§ **Recorded data**
+++

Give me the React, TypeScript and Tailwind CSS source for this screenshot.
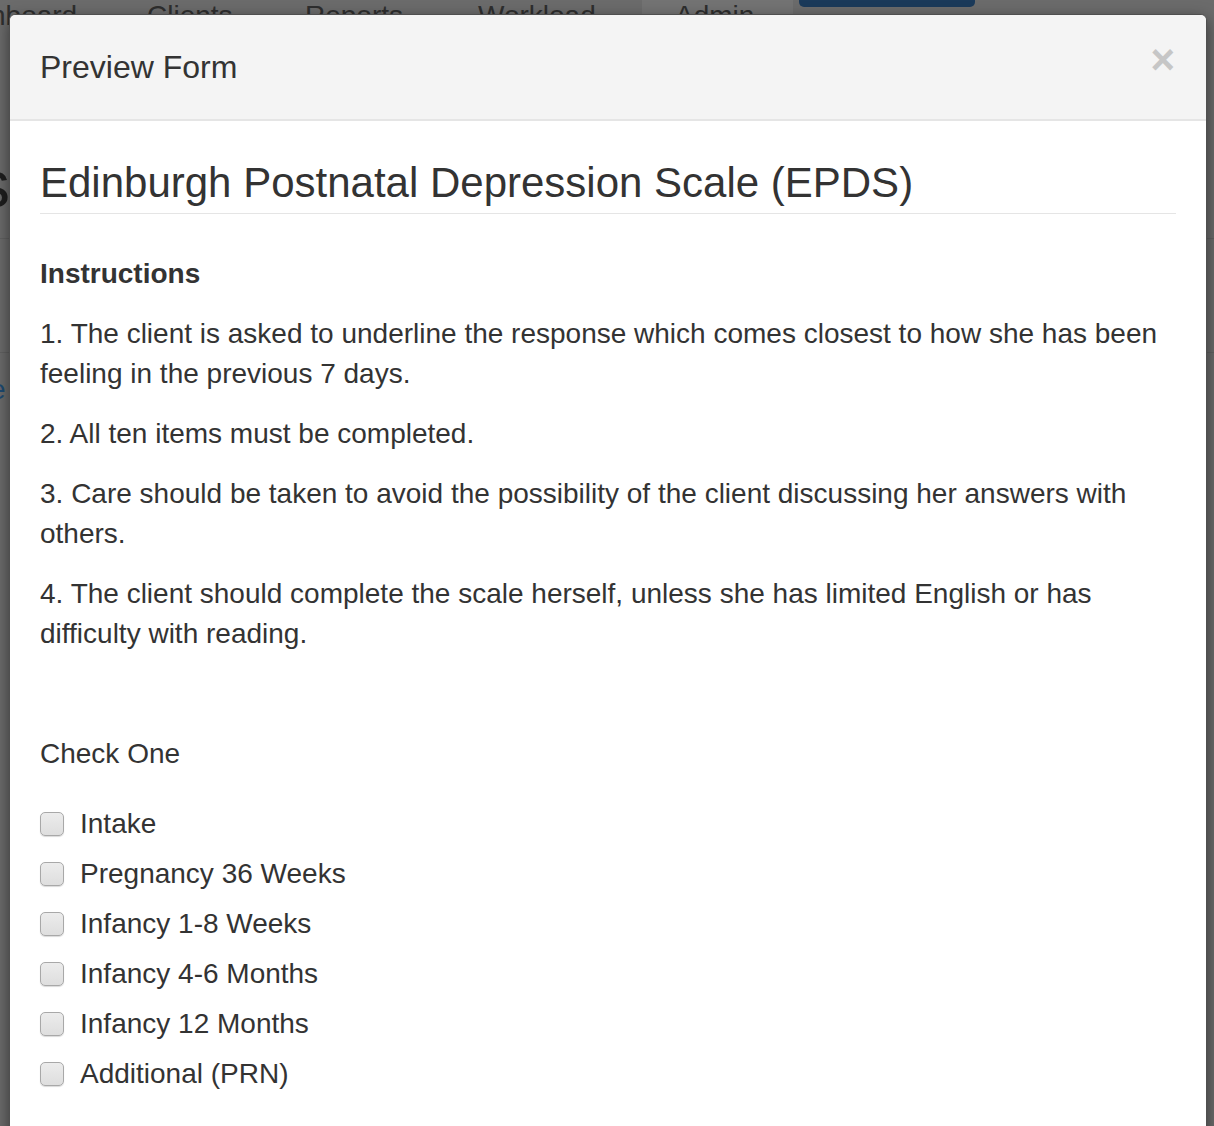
import React from "react";

const items = [
  "Intake",
  "Pregnancy 36 Weeks",
  "Infancy 1-8 Weeks",
  "Infancy 4-6 Months",
  "Infancy 12 Months",
  "Additional (PRN)",
];

export default function App() {
  return (
    <div
      className="relative h-[1126px] w-full overflow-hidden bg-[#6b6b6b]"
      style={{ fontFamily: '"Liberation Sans", Arial, sans-serif' }}
    >
      {/* dimmed page behind the modal */}
      <div className="flex h-[14px] items-start">
        <div className="ml-[-10px] mt-[0px] flex h-[14px] text-[28px] leading-[32px] text-[#2e2e2e]">
          <span className="w-[157px]">hboard</span>
          <span className="w-[158px]">Clients</span>
          <span className="w-[173px]">Reports</span>
          <span className="w-[164px]">Workload</span>
          <span className="w-[151px] bg-[#737373] pl-[33px]">Admin</span>
        </div>
        <div className="ml-[6px] h-[7px] w-[176px] rounded-b-[5px] bg-[#1b3a5a]" />
      </div>
      <div className="mt-[137px] ml-[-23px] text-[66px] leading-[66px] text-[#1e1e1e]">s</div>
      <div className="mt-[21px] h-px w-full bg-[#616161]" />
      <div className="mt-[113px] h-px w-full bg-[#616161]" />
      <div className="ml-[-10px] mt-[17px] text-[28px] leading-[40px] text-[#1d4a72]">e</div>

      {/* modal */}
      <div className="absolute left-[9px] top-[14px] w-[1198px] h-[1130px] rounded-[6px] border border-[#4f4f4f] bg-white shadow-[0_5px_15px_rgba(0,0,0,0.5)]">
        <div className="flex h-[106px] items-center justify-between rounded-t-[6px] border-b-2 border-[#e5e5e5] bg-[#f4f4f4] px-[30px]">
          <div className="text-[32px] leading-[40px] text-[#333333]">Preview Form</div>
          <div className="mt-[-14px] mr-[1px] text-[42px] font-bold leading-[40px] text-[#c6c6c6]">×</div>
        </div>
        <div className="px-[30px] text-[#333333]">
          <h1 className="mt-[39px] border-b border-[#e5e5e5] pb-[7px] text-[42px] leading-[46px]">
            Edinburgh Postnatal Depression Scale (EPDS)
          </h1>
          <div className="mt-[40px] text-[28px] font-bold leading-[40px]">Instructions</div>
          <div className="mt-[20px] flex flex-col gap-[20px] text-[28px] leading-[40px]">
            <p>
              1. The client is asked to underline the response which comes closest to how she has been
              feeling in the previous 7 days.
            </p>
            <p>2. All ten items must be completed.</p>
            <p>
              3. Care should be taken to avoid the possibility of the client discussing her answers with
              others.
            </p>
            <p>
              4. The client should complete the scale herself, unless she has limited English or has
              difficulty with reading.
            </p>
          </div>
          <div className="mt-[80px] text-[28px] leading-[40px]">Check One</div>
          <div className="mt-[30px] flex flex-col gap-[10px]">
            {items.map((t) => (
              <label key={t} className="flex h-[40px] items-center text-[28px] leading-[40px]">
                <span className="mr-[16px] h-[24px] w-[24px] rounded-[5px] border border-[#a8a8a8] bg-gradient-to-b from-[#ececec] to-[#dedede] shadow-[0_1px_1px_rgba(0,0,0,0.15)]" />
                {t}
              </label>
            ))}
          </div>
        </div>
      </div>
    </div>
  );
}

+++

§ **Task**
In your copy of the listing above, reproduce each line exactly and omit all pictures.

§ **The answer**
Give me the React, TypeScript and Tailwind CSS source for this screenshot.
import React from "react";

const items = [
  "Intake",
  "Pregnancy 36 Weeks",
  "Infancy 1-8 Weeks",
  "Infancy 4-6 Months",
  "Infancy 12 Months",
  "Additional (PRN)",
];

export default function App() {
  return (
    <div
      className="relative h-[1126px] w-full overflow-hidden bg-[#6b6b6b]"
      style={{ fontFamily: '"Liberation Sans", Arial, sans-serif' }}
    >
      {/* dimmed page behind the modal */}
      <div className="flex h-[14px] items-start">
        <div className="ml-[-10px] mt-[0px] flex h-[14px] text-[28px] leading-[32px] text-[#2e2e2e]">
          <span className="w-[157px]">hboard</span>
          <span className="w-[158px]">Clients</span>
          <span className="w-[173px]">Reports</span>
          <span className="w-[164px]">Workload</span>
          <span className="w-[151px] bg-[#737373] pl-[33px]">Admin</span>
        </div>
        <div className="ml-[6px] h-[7px] w-[176px] rounded-b-[5px] bg-[#1b3a5a]" />
      </div>
      <div className="mt-[137px] ml-[-23px] text-[66px] leading-[66px] text-[#1e1e1e]">s</div>
      <div className="mt-[21px] h-px w-full bg-[#616161]" />
      <div className="mt-[113px] h-px w-full bg-[#616161]" />
      <div className="ml-[-10px] mt-[17px] text-[28px] leading-[40px] text-[#1d4a72]">e</div>

      {/* modal */}
      <div className="absolute left-[9px] top-[14px] w-[1198px] h-[1130px] rounded-[6px] border border-[#4f4f4f] bg-white shadow-[0_5px_15px_rgba(0,0,0,0.5)]">
        <div className="flex h-[106px] items-center justify-between rounded-t-[6px] border-b-2 border-[#e5e5e5] bg-[#f4f4f4] px-[30px]">
          <div className="text-[32px] leading-[40px] text-[#333333]">Preview Form</div>
          <div className="mt-[-14px] mr-[1px] text-[42px] font-bold leading-[40px] text-[#c6c6c6]">×</div>
        </div>
        <div className="px-[30px] text-[#333333]">
          <h1 className="mt-[39px] border-b border-[#e5e5e5] pb-[7px] text-[42px] leading-[46px]">
            Edinburgh Postnatal Depression Scale (EPDS)
          </h1>
          <div className="mt-[40px] text-[28px] font-bold leading-[40px]">Instructions</div>
          <div className="mt-[20px] flex flex-col gap-[20px] text-[28px] leading-[40px]">
            <p>
              1. The client is asked to underline the response which comes closest to how she has been
              feeling in the previous 7 days.
            </p>
            <p>2. All ten items must be completed.</p>
            <p>
              3. Care should be taken to avoid the possibility of the client discussing her answers with
              others.
            </p>
            <p>
              4. The client should complete the scale herself, unless she has limited English or has
              difficulty with reading.
            </p>
          </div>
          <div className="mt-[80px] text-[28px] leading-[40px]">Check One</div>
          <div className="mt-[30px] flex flex-col gap-[10px]">
            {items.map((t) => (
              <label key={t} className="flex h-[40px] items-center text-[28px] leading-[40px]">
                <span className="mr-[16px] h-[24px] w-[24px] rounded-[5px] border border-[#a8a8a8] bg-gradient-to-b from-[#ececec] to-[#dedede] shadow-[0_1px_1px_rgba(0,0,0,0.15)]" />
                {t}
              </label>
            ))}
          </div>
        </div>
      </div>
    </div>
  );
}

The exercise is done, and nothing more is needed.